Counterargument I respect: Critics are right that Meta will face fierce competition in cloud and that selling compute to external customers is operationally distinct from running internal workloads. Execution risk is real: converting spare cycles into reliable, high-margin revenue is non-trivial and will take time and capital.
That said, the counterargument underestimates two pragmatic advantages: Meta's scale in build-out (levered into lower marginal cost per compute unit) and the timing mismatch between capital deployment and revenue recognition. If Meta demonstrates even a modest take rate on excess capacity, the incremental revenue lifts margins and justifies a higher multiple on the core business.
What Would Change My Mind
I will reconsider this bullish stance if any of the following occur:
- Management abandons or materially delays the compute-as-a-service plan, removing the optionality I view as central to upside.
- FoA revenue growth slips meaningfully below mid-teens on a sustained basis, which would indicate AI-driven ad improvements were temporary.

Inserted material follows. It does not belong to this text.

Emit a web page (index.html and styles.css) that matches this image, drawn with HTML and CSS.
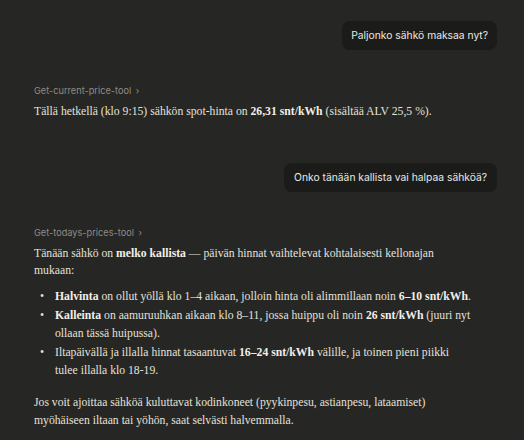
FILE: index.html
```html
<!DOCTYPE html>
<html>
<head>
<meta charset="utf-8">
<link rel="stylesheet" href="styles.css">
</head>
<body>
<div class="chat">
  <div class="user-row"><div class="bubble">Paljonko sähkö maksaa nyt?</div></div>
  <div class="assistant first">
    <div class="tool">Get-current-price-tool <span class="chev">›</span></div>
    <p>Tällä hetkellä (klo 9:15) sähkön spot-hinta on <b>26,31 snt/kWh</b> (sisältää ALV 25,5 %).</p>
  </div>
  <div class="user-row second"><div class="bubble">Onko tänään kallista vai halpaa sähköä?</div></div>
  <div class="assistant second-a">
    <div class="tool">Get-todays-prices-tool <span class="chev">›</span></div>
    <p class="intro">Tänään sähkö on <b>melko kallista</b> — päivän hinnat vaihtelevat kohtalaisesti kellonajan mukaan:</p>
    <ul>
      <li><b>Halvinta</b> on ollut yöllä klo 1–4 aikaan, jolloin hinta oli alimmillaan noin <b>6–10 snt/kWh</b>.</li>
      <li><b>Kalleinta</b> on aamuruuhkan aikaan klo 8–11, jossa huippu oli noin <b>26 snt/kWh</b> (juuri nyt ollaan tässä huipussa).</li>
      <li>Iltapäivällä ja illalla hinnat tasaantuvat <b>16–24 snt/kWh</b> välille, ja toinen pieni piikki tulee illalla klo 18-19.</li>
    </ul>
    <p>Jos voit ajoittaa sähköä kuluttavat kodinkoneet (pyykinpesu, astianpesu, lataamiset) myöhäiseen iltaan tai yöhön, saat selvästi halvemmalla.</p>
  </div>
</div>
</body>
</html>
```
FILE: styles.css
```css
html, body { margin: 0; padding: 0; background: #262624; }
body { width: 524px; height: 440px; overflow: hidden; }
.chat { padding: 21px 51px 0 34px; }
.user-row { display: flex; justify-content: flex-end; margin-right: -24px; }
.bubble {
  background: #1b1b19;
  color: #ece9e2;
  font-family: Inter, "Noto Sans", sans-serif;
  font-size: 10.3px;
  line-height: 15px;
  padding: 7px 9px;
  border-radius: 8px;
}
.user-row.second .bubble { padding: 7px 10px; }
.assistant { color: #e4e1da; font-family: "Liberation Serif", serif; font-size: 11.7px; line-height: 17.5px; }
.assistant.first { margin-top: 34px; }
.user-row.second { margin-top: 42px; }
.assistant.second-a { margin-top: 34px; }
.tool { font-family: Inter, "Noto Sans", sans-serif; font-size: 9.2px; color: #8f8c85; line-height: 13px; margin-bottom: 6px; }
.chev { margin-left: 2px; }
p { margin: 0 0 12px; }
p.intro { margin-bottom: 8px; }
b { font-weight: bold; color: #f2efe8; }
ul { margin: 0 0 15px; padding-left: 21px; list-style: none; }
li { margin-bottom: 2px; }
li::before { content: "•"; display: inline-block; width: 15px; margin-left: -15px; }
```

- Management signals persistent margin deterioration with no credible path to breakeven on Reality Labs investments.
Conclusion
Meta's selloff reflects fear of AI infrastructure cost, not a recalculation of the company's capacity to monetize that infrastructure. At $593 the stock trades at a multiple that leaves upside for both mean reversion and positive optionality from a cloud push. The trade outlined here balances conviction with protection: a $560 stop and a $720 target over a mid-term (45 trading days) horizon provides a favorable risk/reward if catalysts materialize. Keep position size sensible; this is a tactical trade on a mispriced narrative rather than a buy-and-forget long.
Key trade summary
- Buy at $593.00
- Stop loss $560.00
- Target $720.00 within 45 trading days
I'll be watching compute monetization announcements, FoA ad trends, and any signs of capex trajectory changes. Those data points will decide whether this trade becomes a longer-term position or a short-lived tactical play.